SQL ALTER TABLE: Adding, modifying, and dropping columns in a SQL table

It’s been a while since I’ve written anything new for the series documenting my SQL learning, so this week I’m going to explain the various ways you can add, modify, and drop columns in a table using the ALTER TABLE statement.

Many SQL database management systems provide nice graphical interfaces that allow users to alter their SQL tables, but sometimes – either due do the lack of a GUI or its limitations – you can’t avoid getting your hands dirty and making changes to your columns yourself. I recently found myself in exactly that situation and was forced to learn how to use ALTER TABLE – here’s what it can do.

Adding a column to a SQL table

Adding columns is fairly straightforward. You simply need to specify the table to add to, the new column’s name, and the type of data you’re planning on storing there.

ALTER TABLE customer_list
ADD home_address varchar(500)

The trickiest part of adding a column is choosing the correct data type. In simple terms, the data can be a string, a number, or a timestamp – but there are a number of variations of each of these. In this case we’ve specified that the new column will hold strings with a maximum length of 500 characters.

Changing a column’s data type in a SQL table

Altering a column looks almost identical to adding a new column. Specify which column you’re editing and which table it sits in, and then tell the system what the new data type should be.

ALTER TABLE customer_list
ALTER COLUMN home_address varchar(600)

In the example above, we’ve changed our 500-character column to one that supports up to 600 characters, although we could just as easily have changed it to any other SQL data type.

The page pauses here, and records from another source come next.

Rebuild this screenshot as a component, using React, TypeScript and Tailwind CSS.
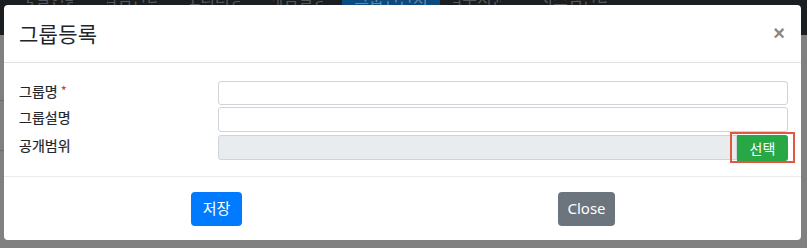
import React from "react";

const KR = { fontFamily: '"Noto Sans CJK KR", "Noto Sans", sans-serif' };

const navItems = [
  { x: 27, w: 46, t: "품질현황", active: false },
  { x: 107, w: 50, t: "입점관리", active: false },
  { x: 190, w: 50, t: "모니터링", active: false },
  { x: 273, w: 50, t: "게임설정", active: false },
  { x: 342, w: 98, t: "그룹연관처", active: true },
  { x: 453, w: 48, t: "업무지원", active: false },
  { x: 543, w: 64, t: "시스템관리", active: false },
];

export default function App() {
  return (
    <div className="relative w-[807px] h-[248px] overflow-hidden bg-[#808080]" style={KR}>
      {/* page behind the backdrop */}
      <div className="relative h-[35px] bg-[#1b1e21]">
        {navItems.map((n) => (
          <div
            key={n.t}
            className={`absolute top-0 h-[35px] overflow-hidden ${n.active ? "bg-[#0b4a80]" : ""}`}
            style={{ left: n.x, width: n.w }}
          >
            <span className={`absolute left-1/2 -translate-x-1/2 top-[-14px] whitespace-nowrap text-[16px] ${n.active ? "text-[#6f859b]" : "text-[#55585b]"}`}>
              {n.t}
            </span>
          </div>
        ))}
      </div>
      <div className="absolute left-0 top-[100px] w-[4px] h-[1px] bg-[#6e6e6e]" />
      <div className="absolute left-0 top-[150px] w-[4px] h-[1px] bg-[#6e6e6e]" />

      {/* modal */}
      <div className="absolute left-[4px] top-[5px] w-[797px] h-[235px] bg-white rounded-[4px] flex flex-col">
        {/* header */}
        <div className="h-[58px] flex items-center justify-between pl-[15px] pr-[16px] border-b border-[#dee2e6]">
          <div className="text-[21px] leading-none text-[#212529] tracking-[0.3px]">그룹등록</div>
          <div className="text-[20px] leading-none font-bold text-[#888888] mt-[-2px]" style={{ fontFamily: '"Liberation Sans", sans-serif' }}>×</div>
        </div>

        {/* body */}
        <div className="h-[113px] pt-[18px] pl-[15px] pr-[13px] flex flex-col">
          <div className="flex items-center h-[24px]">
            <div className="w-[199px] text-[14px] text-[#212529] [-webkit-text-stroke:0.2px_#212529] -mt-[4px]">
              그룹명 <span className="text-[#dc3545] text-[13px] align-top [-webkit-text-stroke:0px]">*</span>
            </div>
            <div className="flex-1 h-full border border-[#ced4da] rounded-[3px] bg-white" />
          </div>
          <div className="flex items-center h-[25px] mt-[2px]">
            <div className="w-[199px] text-[14px] text-[#212529] [-webkit-text-stroke:0.2px_#212529] -mt-[4px]">그룹설명</div>
            <div className="flex-1 h-full border border-[#ced4da] rounded-[3px] bg-white" />
          </div>
          <div className="flex items-center h-[25px] mt-[3px]">
            <div className="w-[199px] text-[14px] text-[#212529] [-webkit-text-stroke:0.2px_#212529] -mt-[4px]">공개범위</div>
            <div className="flex-1 h-full flex">
              <div className="flex-1 h-full border border-[#ced4da] rounded-l-[3px] bg-[#e9ecef]" />
              <div className="relative w-[51px] h-[26px]">
                <div className="w-full h-full bg-[#28a745] rounded-r-[3px] flex items-center justify-center text-white text-[14px]">선택</div>
                <div className="absolute left-[-7px] top-[-3px] w-[65px] h-[31px] border-2 border-[#e0583f]" />
              </div>
            </div>
          </div>
        </div>

        {/* footer */}
        <div className="flex-1 border-t border-[#e9ecef] flex items-center pl-[187px]">
          <div className="w-[51px] h-[34px] rounded-[4px] bg-[#007bff] text-white text-[15px] flex items-center justify-center">저장</div>
          <div className="ml-[316px] w-[57px] h-[34px] rounded-[4px] bg-[#6c757d] text-white text-[15px] flex items-center justify-center" style={{ fontFamily: '"Noto Sans", sans-serif' }}>Close</div>
        </div>
      </div>
    </div>
  );
}
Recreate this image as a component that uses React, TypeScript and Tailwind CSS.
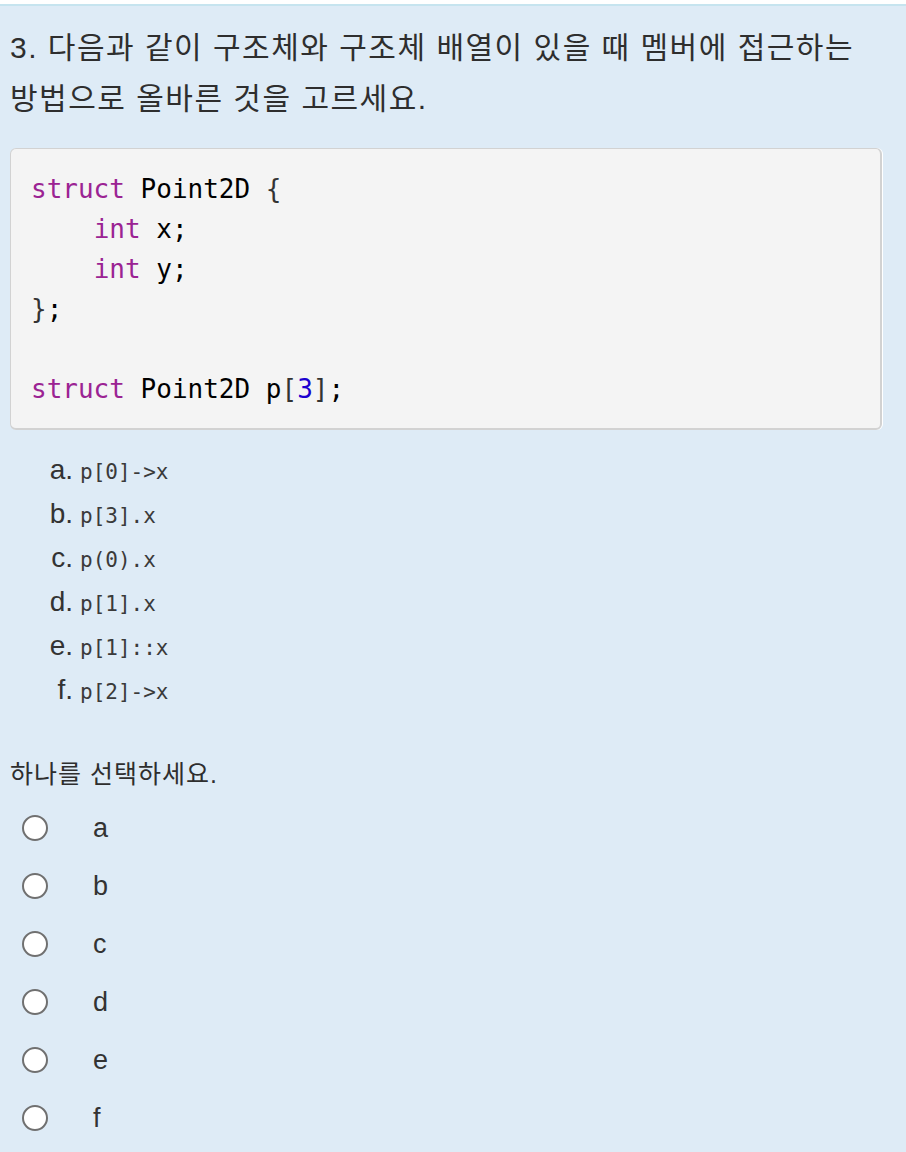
const options = [
  { label: 'a.', code: 'p[0]->x' },
  { label: 'b.', code: 'p[3].x' },
  { label: 'c.', code: 'p(0).x' },
  { label: 'd.', code: 'p[1].x' },
  { label: 'e.', code: 'p[1]::x' },
  { label: 'f.', code: 'p[2]->x' },
];

const choices = ['a', 'b', 'c', 'd', 'e', 'f'];

const sans = 'font-["Liberation_Sans","Noto_Sans_CJK_KR",sans-serif]';

export default function App() {
  return (
    <div className="min-h-[1152px] w-[906px] bg-white pt-[4px]">
      <div className="min-h-[1148px] border-t-2 border-[#c6e4ef] bg-[#deebf6] text-[#333]">
        {/* Question */}
        <div className={`${sans} break-keep px-[10px] pt-[16px] text-[30px] leading-[51px] tracking-[1.5px] text-[#2e2e2e]`}>
          3. 다음과 같이 구조체와 구조체 배열이 있을 때 멤버에 접근하는 방법으로 올바른 것을 고르세요.
        </div>

        {/* Code block */}
        <div className="ml-[10px] mr-[24px] mt-[24px] rounded-[6px] border-2 border-[#d2d2d2] border-l border-t bg-[#f4f4f4] px-[20px] pb-[19px] pt-[20px] shadow-[1px_0_0_#ffffff]">
          <pre className='font-["DejaVu_Sans_Mono",monospace] text-[26px] leading-[40px] text-black'>
            <span className="text-[#9b2393]">struct</span> Point2D <span className="text-[#333]">{'{'}</span>
            {'\n'}
            {'    '}
            <span className="text-[#9b2393]">int</span> x;
            {'\n'}
            {'    '}
            <span className="text-[#9b2393]">int</span> y;
            {'\n'}
            <span className="text-[#333]">{'}'}</span>;
            {'\n'}
            {'\n'}
            <span className="text-[#9b2393]">struct</span> Point2D p<span className="text-[#333]">[</span>
            <span className="text-[#1c00cf]">3</span>
            <span className="text-[#333]">]</span>;
          </pre>
        </div>

        {/* Answer list */}
        <div className="mt-[19px] flex flex-col">
          {options.map((o) => (
            <div key={o.label} className="flex h-[44px] items-center">
              <div className="flex items-baseline">
                <span className={`${sans} w-[73px] text-right text-[28px] leading-[32px] text-[#333]`}>{o.label}</span>
                <span className='ml-[7px] font-["DejaVu_Sans_Mono",monospace] text-[21px] text-[#3a3a3a]'>
                  {o.code}
                </span>
              </div>
            </div>
          ))}
        </div>

        {/* Prompt */}
        <div className={`${sans} mt-[43px] px-[10px] text-[25px] leading-[36px] tracking-[1px] text-[#2e2e2e]`}>
          하나를 선택하세요.
        </div>

        {/* Radios */}
        <div className="mt-[7px] flex flex-col">
          {choices.map((c) => (
            <label key={c} className="flex h-[58px] items-center pl-[22px]">
              <span className="h-[26px] w-[26px] rounded-full border-2 border-[#707070] bg-white" />
              <span className={`${sans} ml-[45px] text-[27px] text-[#333]`}>{c}</span>
            </label>
          ))}
        </div>
      </div>
    </div>
  );
}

Renaming a column in a SQL table

If we want to rename a column, we take pretty much the same approach as we did when we changed the data type, and specify both the current name and the new name we wish to apply.

ALTER TABLE customer_list
CHANGE home_address work_address

In this case, we’ve altered our home_address column and changed its name to work_address. All of the existing data in the column remains intact – it’s just the name that changes.

Dropping a column in a SQL table

Finally, if we want to delete the column we’ve added to our SQL table, we can use the notorious DROP command, which features in the classic xkcd web comic Exploits of a Mom.

ALTER TABLE customer_list
DROP COLUMN work_address

The command above will remove the work_address column from the table customer_list. Note that this deletes both the column and all the data it contains, so be careful!